| Task prompt |
Set down all of the data that follows word for word, without the images.

| Data shown |
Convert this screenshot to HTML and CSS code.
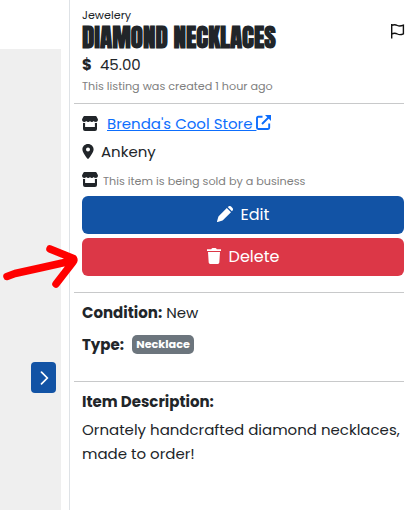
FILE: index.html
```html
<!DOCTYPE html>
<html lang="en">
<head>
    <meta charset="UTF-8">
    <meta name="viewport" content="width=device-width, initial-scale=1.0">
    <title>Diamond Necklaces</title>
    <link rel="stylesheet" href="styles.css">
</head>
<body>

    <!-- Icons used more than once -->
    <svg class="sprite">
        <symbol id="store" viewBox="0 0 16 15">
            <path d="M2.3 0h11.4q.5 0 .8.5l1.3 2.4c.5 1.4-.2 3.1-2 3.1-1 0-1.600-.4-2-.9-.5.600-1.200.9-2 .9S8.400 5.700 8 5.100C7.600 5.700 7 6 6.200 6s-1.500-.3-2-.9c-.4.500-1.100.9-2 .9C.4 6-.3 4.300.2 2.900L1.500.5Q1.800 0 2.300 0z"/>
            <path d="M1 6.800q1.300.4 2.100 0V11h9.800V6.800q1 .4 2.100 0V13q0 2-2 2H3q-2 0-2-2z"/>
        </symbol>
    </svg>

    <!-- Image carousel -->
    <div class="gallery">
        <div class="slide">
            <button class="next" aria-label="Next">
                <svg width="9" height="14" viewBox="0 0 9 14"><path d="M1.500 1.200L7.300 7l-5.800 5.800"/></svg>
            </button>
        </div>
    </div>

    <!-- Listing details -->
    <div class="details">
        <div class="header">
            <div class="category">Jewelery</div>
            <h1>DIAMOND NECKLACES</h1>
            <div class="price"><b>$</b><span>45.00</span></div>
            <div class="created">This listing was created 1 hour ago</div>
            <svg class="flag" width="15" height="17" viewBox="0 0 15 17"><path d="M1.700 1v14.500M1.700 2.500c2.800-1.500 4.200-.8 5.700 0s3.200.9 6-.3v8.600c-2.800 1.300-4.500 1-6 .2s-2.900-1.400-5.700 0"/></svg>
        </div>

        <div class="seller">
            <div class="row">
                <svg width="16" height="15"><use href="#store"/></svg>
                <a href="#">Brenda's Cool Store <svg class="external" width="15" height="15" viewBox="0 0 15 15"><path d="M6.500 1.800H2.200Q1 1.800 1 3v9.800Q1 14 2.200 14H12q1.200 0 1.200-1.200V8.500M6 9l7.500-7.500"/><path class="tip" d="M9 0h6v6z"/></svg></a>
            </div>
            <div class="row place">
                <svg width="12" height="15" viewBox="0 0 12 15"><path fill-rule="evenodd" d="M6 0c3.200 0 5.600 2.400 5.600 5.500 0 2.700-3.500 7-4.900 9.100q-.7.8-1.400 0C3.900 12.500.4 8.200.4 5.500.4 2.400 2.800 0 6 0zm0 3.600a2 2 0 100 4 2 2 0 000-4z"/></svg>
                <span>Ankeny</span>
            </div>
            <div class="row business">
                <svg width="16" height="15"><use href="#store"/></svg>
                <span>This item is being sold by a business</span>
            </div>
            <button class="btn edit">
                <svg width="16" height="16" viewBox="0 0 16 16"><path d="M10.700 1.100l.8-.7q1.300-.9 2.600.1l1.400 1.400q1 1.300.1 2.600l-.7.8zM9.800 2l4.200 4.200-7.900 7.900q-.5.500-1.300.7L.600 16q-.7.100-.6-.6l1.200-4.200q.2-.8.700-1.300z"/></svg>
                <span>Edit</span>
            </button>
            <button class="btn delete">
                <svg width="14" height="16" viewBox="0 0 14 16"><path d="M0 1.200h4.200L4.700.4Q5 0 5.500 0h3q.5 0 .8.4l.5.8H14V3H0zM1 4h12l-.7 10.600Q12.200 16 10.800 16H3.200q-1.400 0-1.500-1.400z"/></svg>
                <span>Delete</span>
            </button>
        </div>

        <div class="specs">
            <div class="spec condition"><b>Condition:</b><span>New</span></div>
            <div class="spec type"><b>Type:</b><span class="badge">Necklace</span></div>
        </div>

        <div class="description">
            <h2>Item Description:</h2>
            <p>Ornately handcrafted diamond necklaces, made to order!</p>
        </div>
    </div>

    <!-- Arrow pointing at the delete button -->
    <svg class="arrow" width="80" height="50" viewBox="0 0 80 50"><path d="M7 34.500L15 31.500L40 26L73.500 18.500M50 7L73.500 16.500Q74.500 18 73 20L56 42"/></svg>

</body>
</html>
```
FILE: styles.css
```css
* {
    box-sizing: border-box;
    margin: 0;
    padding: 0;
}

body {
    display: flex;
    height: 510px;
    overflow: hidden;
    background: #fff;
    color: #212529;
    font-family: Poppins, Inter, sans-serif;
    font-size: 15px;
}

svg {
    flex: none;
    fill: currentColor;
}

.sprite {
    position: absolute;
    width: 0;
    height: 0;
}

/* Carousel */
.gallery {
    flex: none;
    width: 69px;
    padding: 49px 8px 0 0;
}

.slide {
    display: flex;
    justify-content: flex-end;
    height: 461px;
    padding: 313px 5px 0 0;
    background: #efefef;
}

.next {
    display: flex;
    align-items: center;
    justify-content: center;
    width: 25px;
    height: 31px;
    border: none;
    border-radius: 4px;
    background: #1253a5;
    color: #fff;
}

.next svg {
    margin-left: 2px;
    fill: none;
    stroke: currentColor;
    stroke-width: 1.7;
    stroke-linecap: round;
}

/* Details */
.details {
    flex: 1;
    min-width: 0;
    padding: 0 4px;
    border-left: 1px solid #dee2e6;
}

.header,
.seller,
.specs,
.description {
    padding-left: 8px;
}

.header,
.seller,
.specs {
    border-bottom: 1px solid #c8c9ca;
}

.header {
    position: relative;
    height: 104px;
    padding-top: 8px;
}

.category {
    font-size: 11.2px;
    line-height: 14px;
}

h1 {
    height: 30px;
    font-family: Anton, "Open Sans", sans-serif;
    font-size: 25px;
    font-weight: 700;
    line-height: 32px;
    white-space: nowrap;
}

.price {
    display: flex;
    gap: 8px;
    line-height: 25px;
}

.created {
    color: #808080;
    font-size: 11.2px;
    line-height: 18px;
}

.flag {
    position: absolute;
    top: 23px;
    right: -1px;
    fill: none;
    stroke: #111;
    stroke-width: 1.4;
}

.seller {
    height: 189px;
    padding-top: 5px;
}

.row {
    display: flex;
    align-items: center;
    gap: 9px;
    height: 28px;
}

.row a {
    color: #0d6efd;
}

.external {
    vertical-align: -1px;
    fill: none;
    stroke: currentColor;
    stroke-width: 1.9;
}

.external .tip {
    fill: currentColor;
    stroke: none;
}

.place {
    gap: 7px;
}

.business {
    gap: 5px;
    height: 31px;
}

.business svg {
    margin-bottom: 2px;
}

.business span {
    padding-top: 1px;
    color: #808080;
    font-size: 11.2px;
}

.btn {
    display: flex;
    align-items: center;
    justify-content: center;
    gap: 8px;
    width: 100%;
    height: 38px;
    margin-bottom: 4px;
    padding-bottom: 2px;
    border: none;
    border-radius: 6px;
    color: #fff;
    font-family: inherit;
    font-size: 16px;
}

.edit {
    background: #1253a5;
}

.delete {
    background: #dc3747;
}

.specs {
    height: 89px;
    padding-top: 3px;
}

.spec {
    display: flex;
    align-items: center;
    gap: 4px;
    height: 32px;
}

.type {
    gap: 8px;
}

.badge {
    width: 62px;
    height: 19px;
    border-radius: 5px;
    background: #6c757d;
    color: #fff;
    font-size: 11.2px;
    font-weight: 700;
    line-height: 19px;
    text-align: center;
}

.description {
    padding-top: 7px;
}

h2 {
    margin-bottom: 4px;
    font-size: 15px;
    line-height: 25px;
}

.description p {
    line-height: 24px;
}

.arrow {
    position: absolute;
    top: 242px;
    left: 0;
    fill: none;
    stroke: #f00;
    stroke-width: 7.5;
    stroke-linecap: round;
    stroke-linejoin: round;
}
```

| Solution below |
Convert this screenshot to HTML and CSS code.
FILE: index.html
```html
<!DOCTYPE html>
<html lang="en">
<head>
    <meta charset="UTF-8">
    <meta name="viewport" content="width=device-width, initial-scale=1.0">
    <title>Diamond Necklaces</title>
    <link rel="stylesheet" href="styles.css">
</head>
<body>

    <!-- Icons used more than once -->
    <svg class="sprite">
        <symbol id="store" viewBox="0 0 16 15">
            <path d="M2.3 0h11.4q.5 0 .8.5l1.3 2.4c.5 1.4-.2 3.1-2 3.1-1 0-1.600-.4-2-.9-.5.600-1.200.9-2 .9S8.400 5.700 8 5.100C7.600 5.700 7 6 6.200 6s-1.500-.3-2-.9c-.4.500-1.100.9-2 .9C.4 6-.3 4.300.2 2.900L1.500.5Q1.800 0 2.300 0z"/>
            <path d="M1 6.800q1.300.4 2.100 0V11h9.800V6.800q1 .4 2.100 0V13q0 2-2 2H3q-2 0-2-2z"/>
        </symbol>
    </svg>

    <!-- Image carousel -->
    <div class="gallery">
        <div class="slide">
            <button class="next" aria-label="Next">
                <svg width="9" height="14" viewBox="0 0 9 14"><path d="M1.500 1.200L7.300 7l-5.800 5.800"/></svg>
            </button>
        </div>
    </div>

    <!-- Listing details -->
    <div class="details">
        <div class="header">
            <div class="category">Jewelery</div>
            <h1>DIAMOND NECKLACES</h1>
            <div class="price"><b>$</b><span>45.00</span></div>
            <div class="created">This listing was created 1 hour ago</div>
            <svg class="flag" width="15" height="17" viewBox="0 0 15 17"><path d="M1.700 1v14.500M1.700 2.500c2.800-1.500 4.200-.8 5.700 0s3.200.9 6-.3v8.600c-2.800 1.300-4.500 1-6 .2s-2.900-1.400-5.700 0"/></svg>
        </div>

        <div class="seller">
            <div class="row">
                <svg width="16" height="15"><use href="#store"/></svg>
                <a href="#">Brenda's Cool Store <svg class="external" width="15" height="15" viewBox="0 0 15 15"><path d="M6.500 1.800H2.200Q1 1.800 1 3v9.800Q1 14 2.200 14H12q1.200 0 1.200-1.200V8.500M6 9l7.500-7.500"/><path class="tip" d="M9 0h6v6z"/></svg></a>
            </div>
            <div class="row place">
                <svg width="12" height="15" viewBox="0 0 12 15"><path fill-rule="evenodd" d="M6 0c3.200 0 5.600 2.400 5.600 5.500 0 2.700-3.500 7-4.900 9.100q-.7.8-1.400 0C3.900 12.500.4 8.200.4 5.500.4 2.400 2.800 0 6 0zm0 3.600a2 2 0 100 4 2 2 0 000-4z"/></svg>
                <span>Ankeny</span>
            </div>
            <div class="row business">
                <svg width="16" height="15"><use href="#store"/></svg>
                <span>This item is being sold by a business</span>
            </div>
            <button class="btn edit">
                <svg width="16" height="16" viewBox="0 0 16 16"><path d="M10.700 1.100l.8-.7q1.300-.9 2.600.1l1.400 1.400q1 1.300.1 2.600l-.7.8zM9.800 2l4.200 4.200-7.900 7.900q-.5.500-1.300.7L.600 16q-.7.100-.6-.6l1.200-4.200q.2-.8.700-1.300z"/></svg>
                <span>Edit</span>
            </button>
            <button class="btn delete">
                <svg width="14" height="16" viewBox="0 0 14 16"><path d="M0 1.200h4.200L4.700.4Q5 0 5.500 0h3q.5 0 .8.4l.5.8H14V3H0zM1 4h12l-.7 10.600Q12.200 16 10.800 16H3.200q-1.400 0-1.500-1.400z"/></svg>
                <span>Delete</span>
            </button>
        </div>

        <div class="specs">
            <div class="spec condition"><b>Condition:</b><span>New</span></div>
            <div class="spec type"><b>Type:</b><span class="badge">Necklace</span></div>
        </div>

        <div class="description">
            <h2>Item Description:</h2>
            <p>Ornately handcrafted diamond necklaces, made to order!</p>
        </div>
    </div>

    <!-- Arrow pointing at the delete button -->
    <svg class="arrow" width="80" height="50" viewBox="0 0 80 50"><path d="M7 34.500L15 31.500L40 26L73.500 18.500M50 7L73.500 16.500Q74.500 18 73 20L56 42"/></svg>

</body>
</html>
```
FILE: styles.css
```css
* {
    box-sizing: border-box;
    margin: 0;
    padding: 0;
}

body {
    display: flex;
    height: 510px;
    overflow: hidden;
    background: #fff;
    color: #212529;
    font-family: Poppins, Inter, sans-serif;
    font-size: 15px;
}

svg {
    flex: none;
    fill: currentColor;
}

.sprite {
    position: absolute;
    width: 0;
    height: 0;
}

/* Carousel */
.gallery {
    flex: none;
    width: 69px;
    padding: 49px 8px 0 0;
}

.slide {
    display: flex;
    justify-content: flex-end;
    height: 461px;
    padding: 313px 5px 0 0;
    background: #efefef;
}

.next {
    display: flex;
    align-items: center;
    justify-content: center;
    width: 25px;
    height: 31px;
    border: none;
    border-radius: 4px;
    background: #1253a5;
    color: #fff;
}

.next svg {
    margin-left: 2px;
    fill: none;
    stroke: currentColor;
    stroke-width: 1.7;
    stroke-linecap: round;
}

/* Details */
.details {
    flex: 1;
    min-width: 0;
    padding: 0 4px;
    border-left: 1px solid #dee2e6;
}

.header,
.seller,
.specs,
.description {
    padding-left: 8px;
}

.header,
.seller,
.specs {
    border-bottom: 1px solid #c8c9ca;
}

.header {
    position: relative;
    height: 104px;
    padding-top: 8px;
}

.category {
    font-size: 11.2px;
    line-height: 14px;
}

h1 {
    height: 30px;
    font-family: Anton, "Open Sans", sans-serif;
    font-size: 25px;
    font-weight: 700;
    line-height: 32px;
    white-space: nowrap;
}

.price {
    display: flex;
    gap: 8px;
    line-height: 25px;
}

.created {
    color: #808080;
    font-size: 11.2px;
    line-height: 18px;
}

.flag {
    position: absolute;
    top: 23px;
    right: -1px;
    fill: none;
    stroke: #111;
    stroke-width: 1.4;
}

.seller {
    height: 189px;
    padding-top: 5px;
}

.row {
    display: flex;
    align-items: center;
    gap: 9px;
    height: 28px;
}

.row a {
    color: #0d6efd;
}

.external {
    vertical-align: -1px;
    fill: none;
    stroke: currentColor;
    stroke-width: 1.9;
}

.external .tip {
    fill: currentColor;
    stroke: none;
}

.place {
    gap: 7px;
}

.business {
    gap: 5px;
    height: 31px;
}

.business svg {
    margin-bottom: 2px;
}

.business span {
    padding-top: 1px;
    color: #808080;
    font-size: 11.2px;
}

.btn {
    display: flex;
    align-items: center;
    justify-content: center;
    gap: 8px;
    width: 100%;
    height: 38px;
    margin-bottom: 4px;
    padding-bottom: 2px;
    border: none;
    border-radius: 6px;
    color: #fff;
    font-family: inherit;
    font-size: 16px;
}

.edit {
    background: #1253a5;
}

.delete {
    background: #dc3747;
}

.specs {
    height: 89px;
    padding-top: 3px;
}

.spec {
    display: flex;
    align-items: center;
    gap: 4px;
    height: 32px;
}

.type {
    gap: 8px;
}

.badge {
    width: 62px;
    height: 19px;
    border-radius: 5px;
    background: #6c757d;
    color: #fff;
    font-size: 11.2px;
    font-weight: 700;
    line-height: 19px;
    text-align: center;
}

.description {
    padding-top: 7px;
}

h2 {
    margin-bottom: 4px;
    font-size: 15px;
    line-height: 25px;
}

.description p {
    line-height: 24px;
}

.arrow {
    position: absolute;
    top: 242px;
    left: 0;
    fill: none;
    stroke: #f00;
    stroke-width: 7.5;
    stroke-linecap: round;
    stroke-linejoin: round;
}
```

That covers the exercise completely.